Ehsanul Haque | Tuesday, 26 August 2008


A recent ILO report emphasised that 20 to 35 per cent of the labour force in Bangladesh engage in at least 50 hours of work per week. This is reflective of the tenacity of the workers in this country. The contribution of workers is a very big input in the production processes. Higher output and its benefits are the results of a motivated work-force ready to work for long periods.

Bangladesh is a country that has been blessed with a large work force and also their diligence. However, in today's world, economic progress is not only having a huge number of willing workers although this can be an advantage in lowering wage costs. Only having an abundance of workers does not guarantee competitiveness, especially in the vital export-oriented industries. Bangladeshi entrepreneurs will also need to increase the 'productivity' of their workers to survive and retain market shares under fierce international competition. Greater quality output from trained workers does translate into more competitiveness.

The significance of this crucial factor must be adequately realized by our entrepreneurs, especially in the readymade garments (RMG), which is the country's biggest foreign currency earner. Bangladesh Bank (BB) authorities recently urged the enterprises in the country's textile sector to become more competitive and to do that by mainly making the work-force engaged in this sector more productive in every sense.

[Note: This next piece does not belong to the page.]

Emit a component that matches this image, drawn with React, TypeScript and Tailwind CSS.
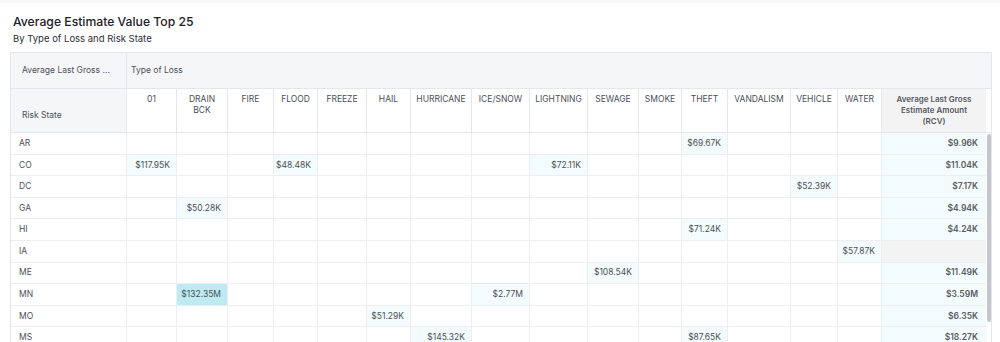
import React from 'react';

const types = [
	'01',
	'DRAIN BCK',
	'FIRE',
	'FLOOD',
	'FREEZE',
	'HAIL',
	'HURRICANE',
	'ICE/SNOW',
	'LIGHTNING',
	'SEWAGE',
	'SMOKE',
	'THEFT',
	'VANDALISM',
	'VEHICLE',
	'WATER'
];

type Row = {
	state: string;
	values: Record<string, string>;
	total: string | null;
	strong?: string;
};

const rows: Row[] = [
	{ state: 'AR', values: { THEFT: '$69.67K' }, total: '$9.96K' },
	{
		state: 'CO',
		values: { '01': '$117.95K', FLOOD: '$48.48K', LIGHTNING: '$72.11K' },
		total: '$11.04K'
	},
	{ state: 'DC', values: { VEHICLE: '$52.39K' }, total: '$7.17K' },
	{ state: 'GA', values: { 'DRAIN BCK': '$50.28K' }, total: '$4.94K' },
	{ state: 'HI', values: { THEFT: '$71.24K' }, total: '$4.24K' },
	{ state: 'IA', values: { WATER: '$57.87K' }, total: null },
	{ state: 'ME', values: { SEWAGE: '$108.54K' }, total: '$11.49K' },
	{
		state: 'MN',
		values: { 'DRAIN BCK': '$132.35M', 'ICE/SNOW': '$2.77M' },
		total: '$3.59M',
		strong: 'DRAIN BCK'
	},
	{ state: 'MO', values: { HAIL: '$51.29K' }, total: '$6.35K' },
	{
		state: 'MS',
		values: { HURRICANE: '$145.32K', THEFT: '$87.65K' },
		total: '$18.27K'
	},
	{ state: 'NC', values: { WATER: '$41.18K' }, total: '$5.02K' },
	{ state: 'NJ', values: { FLOOD: '$63.40K' }, total: '$8.71K' }
];

const cols =
	'grid grid-cols-[116px_50px_51px_46px_44px_49px_44px_61px_58px_58px_51px_43px_46px_63px_47px_44px_104px]';

function App() {
	return (
		<div
			className="w-[1000px] h-[342px] overflow-hidden bg-white text-[#4b5058]"
			style={{ fontFamily: 'Inter, "Noto Sans", sans-serif' }}
		>
			<div className="h-[3px] bg-[#f8f8f9]" />
			<div className="pl-[13px] pt-[11px]">
				<div className="text-[12.2px] leading-[16px] font-medium text-[#1d2127]">
					Average Estimate Value Top 25
				</div>
				<div className="text-[9.5px] leading-[13px] mt-[2px] text-[#2a2e34]">
					By Type of Loss and Risk State
				</div>
			</div>
			<div className="ml-[10px] mt-[7px] w-[982px] border-l border-t border-r border-[#e4e6e9]">
				<div className="grid grid-cols-[116px_1fr] h-[36px] bg-[#f5f6f8] border-b border-[#e4e6e9] text-[8.5px]">
					<div className="flex items-center pl-[11px] border-r border-[#e4e6e9]">
						Average Last Gross ...
					</div>
					<div className="flex items-center pl-[4px]">Type of Loss</div>
				</div>
				<div className="flex h-[44px] border-b border-[#e4e6e9] text-[8.5px]">
					<div className={cols}>
						<div className="bg-[#f5f6f8] border-r border-[#e4e6e9] pl-[11px] pt-[20px]">
							Risk State
						</div>
						{types.map((t) => (
							<div
								key={t}
								className="border-r border-[#e4e6e9] text-center pt-[5px] px-[4px] leading-[11px] uppercase"
							>
								{t === 'DRAIN BCK' ? (
									<>
										DRAIN
										<br />
										BCK
									</>
								) : (
									t
								)}
							</div>
						))}
						<div className="bg-[#f3f3f4] text-center font-semibold text-[8px] leading-[11px] pt-[5px] px-[12px] text-[#555a62]">
							Average Last Gross Estimate Amount (RCV)
						</div>
					</div>
					<div className="w-[6px] bg-white" />
				</div>
				<div className="flex h-[230px] overflow-hidden">
					<div className={`${cols} content-start`}>
						{rows.map((row) => (
							<React.Fragment key={row.state}>
								<div className="h-[21.6px] flex items-center pl-[8px] border-r border-b border-[#eceef0] text-[8.5px]">
									{row.state}
								</div>
								{types.map((t) => {
									const v = row.values[t];
									return (
										<div
											key={t}
											className={`h-[21.6px] flex items-center justify-end pr-[6px] border-r border-b border-[#eceef0] text-[8.5px] ${
												v
													? row.strong === t
														? 'bg-[#bdebf1]'
														: 'bg-[#f4fbfc]'
													: ''
											}`}
										>
											{v}
										</div>
									);
								})}
								<div
									className={`h-[21.6px] flex items-center justify-end pr-[8px] border-b border-[#eceef0] text-[8.5px] font-semibold text-[#585d65] ${
										row.total ? 'bg-[#f4fbfc]' : 'bg-[#f3f3f3]'
									}`}
								>
									{row.total}
								</div>
							</React.Fragment>
						))}
					</div>
					<div className="w-[6px] pl-[1px] pr-[1px] pt-[1px]">
						<div className="h-[188px] w-[4px] rounded-full bg-[#c3c6cc]" />
					</div>
				</div>
			</div>
		</div>
	);
}

export default App;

It was found out that workers in India and China in some cases produce more in lesser time and produce better quality apparels in comparison to their counterparts in Bangladeshi readymade garments (RMG) industries. Thus, the owners of such industries in those countries have become more competitive in terms of producing more, producing more with less time and also making higher quality goods. This has been possible because the operators of these industries in these countries took pains to improve the productivity of their workers.

It seems that Bangladeshi entrepreneurs in general are lagging behind in both understanding these productivity issues and training up their workers adequately to these ends. It is not that all industries have been oblivious to this need. Some foreign-owned and operated enterprises as well as the ones of local origin are taking care to increase workers' productivity. But it is imperative for such practices to spread across the gamut of industries in the country.

Workers in different sectors in Bangladesh should be taken into confidence and explained how their higher productivity and efficiency in all respects are the prerequisites to meeting their demands for higher wages and other benefits. They should then be obliged to agree to a participatory framework in which management would attempt to systematically improve their productivity and efficiency linking any rise in income for the workers to attaining of the productivity goals. The government, on its part, ought to much increase the number of training and skill centres and run them either free or at nominal costs for those who would receive training there. In many countries of the world, government makes a major contribution towards training up potential workers for both the supply of the work-force and for increasing the productive capacities of workers.

Wages and productivity are coterminous and need to be made mutually reinforcing for self-sustaining growth. It is here that the trade union and the employers should come to an understanding for the sake of mutual benefit. The trade unions need to be persuaded to realize the importance of developing a work culture among the workers and be alert to new methods and processes that mean larger productivity and eventually more income and employment. The search should be for an efficiency, wage based, on the notion that there is a relationship between relative wage levels and workers' productivity.